C. Discretionary Dismissal of Third Party Actions under 28 U.S.C. § 1367(c)(3)
The effect of granting summary judgment in favor of the Board is to eliminate the plaintiff and the defendant from this lawsuit. The plaintiff LEIR is entirely eliminated as a party because its only capacity in the suit was as plaintiff. The Board, on the other hand, is both a defendant to the main action and a third-party plaintiff. The grant of summary judgment does not affect the third party suit in any substantive manner.
Nevertheless, once the main action is dismissed in this case, there is no further basis for ancillary, or supplemental, jurisdiction. Both of the third parties are citizens of the same state, West Virginia. Under 28 U.S.C. § 1367(c)(3), it is within the discretion of the district court to decline to exercise supplemental jurisdiction once all claims over which it has original jurisdiction have been dismissed. The court now exercises that discretion, and dismisses the third party action.

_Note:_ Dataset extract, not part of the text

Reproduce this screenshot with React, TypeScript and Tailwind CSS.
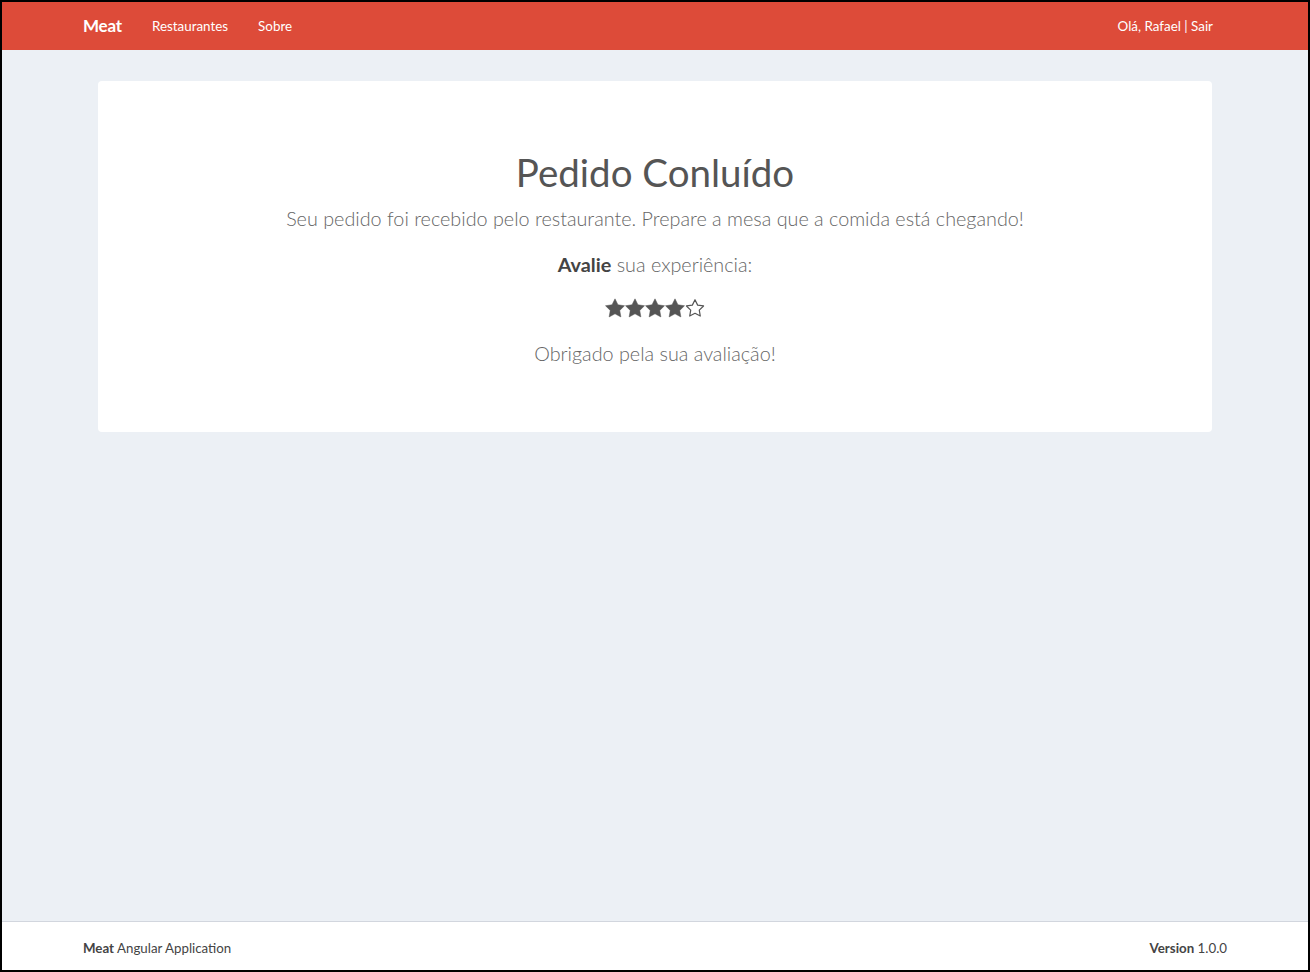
const FONT = "font-['Lato','Liberation_Sans',sans-serif]";

const STAR_PATH =
  "M12 1L15.53 8.15L23.41 9.29L17.71 14.85L19.05 22.71L12 19L4.95 22.71L6.29 14.85L0.59 9.29L8.47 8.15Z";

function Header() {
  return (
    <header className="h-[48px] bg-[#dd4b39] text-white">
      <div className="mx-auto flex h-full w-[1170px] items-center justify-between px-[13px]">
        <nav className="flex items-center">
          <a className="text-[17px] font-bold tracking-[-0.2px]">Meat</a>
          <a className="ml-[30px] text-[13.4px]">Restaurantes</a>
          <a className="ml-[30px] text-[13.4px]">Sobre</a>
        </nav>
        <div className="pr-[14px] text-[13.4px]">Olá, Rafael | Sair</div>
      </div>
    </header>
  );
}

function Stars({ value }: { value: number }) {
  return (
    <div className="flex justify-center">
      {[1, 2, 3, 4, 5].map((i) => (
        <svg
          key={i}
          viewBox="0 0 24 24"
          className="h-[20px] w-[20px] overflow-visible"
        >
          {i <= value ? (
            <path d={STAR_PATH} fill="#555" stroke="#555" strokeWidth={0.6} strokeLinejoin="round" />
          ) : (
            <path
              d={STAR_PATH}
              transform="translate(1.2 1.2) scale(0.9)"
              fill="none"
              stroke="#555"
              strokeWidth={1.6}
              strokeLinejoin="round"
            />
          )}
        </svg>
      ))}
    </div>
  );
}

function Footer() {
  return (
    <footer className="h-[49px] border-t border-[#d2d6de] bg-white text-[13.3px] text-[#444]">
      <div className="mx-auto flex h-full w-[1170px] items-center justify-between px-[13px] pt-[5px]">
        <div>
          <b>Meat</b> Angular Application
        </div>
        <div>
          <b>Version</b> 1.0.0
        </div>
      </div>
    </footer>
  );
}

export default function App() {
  return (
    <div
      className={`flex h-[972px] flex-col border-2 border-black bg-[#ecf0f5] ${FONT}`}
    >
      <Header />
      <main className="flex-1 pt-[31px]">
        <div className="mx-auto w-[1170px] px-[28px]">
          <div className="flex h-[351px] flex-col items-center rounded-[4px] bg-white pt-[66px] text-center">
            <h1 className="text-[38.5px] font-normal leading-[50px] text-[#555]">
              Pedido Conluído
            </h1>
            <p className="mt-[6px] text-[19.8px] leading-[30px] font-light text-[#666]">
              Seu pedido foi recebido pelo restaurante. Prepare a mesa que a
              comida está chegando!
            </p>
            <p className="mt-[16px] text-[19.8px] leading-[30px] font-light text-[#666]">
              <b className="font-bold text-[#444]">Avalie</b> sua experiência:
            </p>
            <div className="mt-[19px]">
              <Stars value={4} />
            </div>
            <p className="mt-[20px] text-[19.8px] leading-[30px] font-light text-[#666]">
              Obrigado pela sua avaliação!
            </p>
          </div>
        </div>
      </main>
      <Footer />
    </div>
  );
}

AND NOW, this 28th day of July, 1992,
IT IS HEREBY ORDERED that the Motion for Summary Judgment filed by the Defendant, Marion County, West Virginia Board of Education, is GRANTED.
IT IS FURTHER ORDERED that the Third Party suit, filed by the Third Party Plaintiff, Marion County, West Virginia Board of Education, against the Third Party Defendant, Eric Efaw, by and through Kenneth Efaw, is DISMISSED without prejudice.
Judgment is entered in favor of the Defendant, Marion County, West Virginia Board of Education, and against the Plaintiff, Lake Erie Institute of Rehabilitation.